I’m trying to extract structured data from a document question-answering chain but running into parsing issues. My setup works fine for getting basic answers, but I need the language model to return structured responses that can be processed by a PydanticOutputParser. The chain successfully returns formatted text, but when I try to parse it, I get a JSON parsing error. The response looks like this:
{'result_text': '\n1. Document section: Privacy Policy. \n2. Privacy Policy: No.'}
When I attempt to parse with output_parser.parse(response['result_text']), I get JSONDecodeError: Expecting value: line 1 column 1 (char 0). Here’s my current implementation:
from langchain.chains.question_answering import load_qa_chain
from langchain import PromptTemplate
from langchain.output_parsers import PydanticOutputParser
from pydantic import BaseModel, Field
from langchain.embeddings.openai import OpenAIEmbeddings
from langchain.vectorstores import Chroma
from langchain.llms import AzureOpenAI
from langchain.document_loaders.csv_loader import CSVLoader
import os
def setup_vector_store(document_index):
embeddings = OpenAIEmbeddings(
openai_api_key=os.getenv("OPENAI_KEY"),
deployment=os.getenv('EMB_DEPLOYMENT'),
model=os.getenv('EMB_MODEL'),
chunk_size=1
)
data_loader = CSVLoader(
file_path='documents/agreements.csv',
source_column="Content"
)
documents = data_loader.load()
selected_doc = [documents[document_index].page_content]
vector_db = Chroma.from_documents(selected_doc, embeddings)
return vector_db
class DocumentAnalysis(BaseModel):
searched_clause: str = Field(description="The clause being searched in the document")
clause_exists: str = Field(description="Whether the clause exists in the document - Yes or No")
vectorstore = setup_vector_store(0)
search_term = "Confidentiality Agreement"
model = AzureOpenAI(
deployment_name=os.getenv('LLM_DEPLOYMENT'),
model_name=os.getenv('LLM_MODEL'),
temperature=0
)
search_query = f"Does the document contain {search_term}?"
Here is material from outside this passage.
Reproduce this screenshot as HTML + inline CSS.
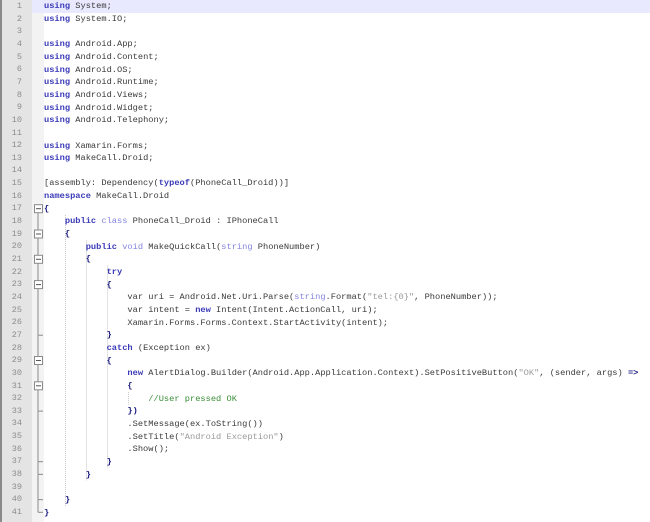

relevant_docs = vectorstore.similarity_search(search_query)
prompt_template = """
You are analyzing legal documents. Based on the content below, answer this question:
Question: Does {query} appear in this document?
{content}
Provide your response in this format:
1. Searched clause: {query}
2. {query}: Yes or No
{format_instructions}
"""
output_parser = PydanticOutputParser(pydantic_object=DocumentAnalysis)
qa_prompt = PromptTemplate(
template=prompt_template,
input_variables=["content", "query"],
partial_variables={
"format_instructions": output_parser.get_format_instructions()
}
)
qa_chain = load_qa_chain(
model,
chain_type="stuff",
prompt=qa_prompt,
document_variable_name="content"
)
response = qa_chain(
{"input_documents": relevant_docs, "query": search_term},
return_only_outputs=True
)
How can I modify this setup to make the output parser work correctly with the QA chain results?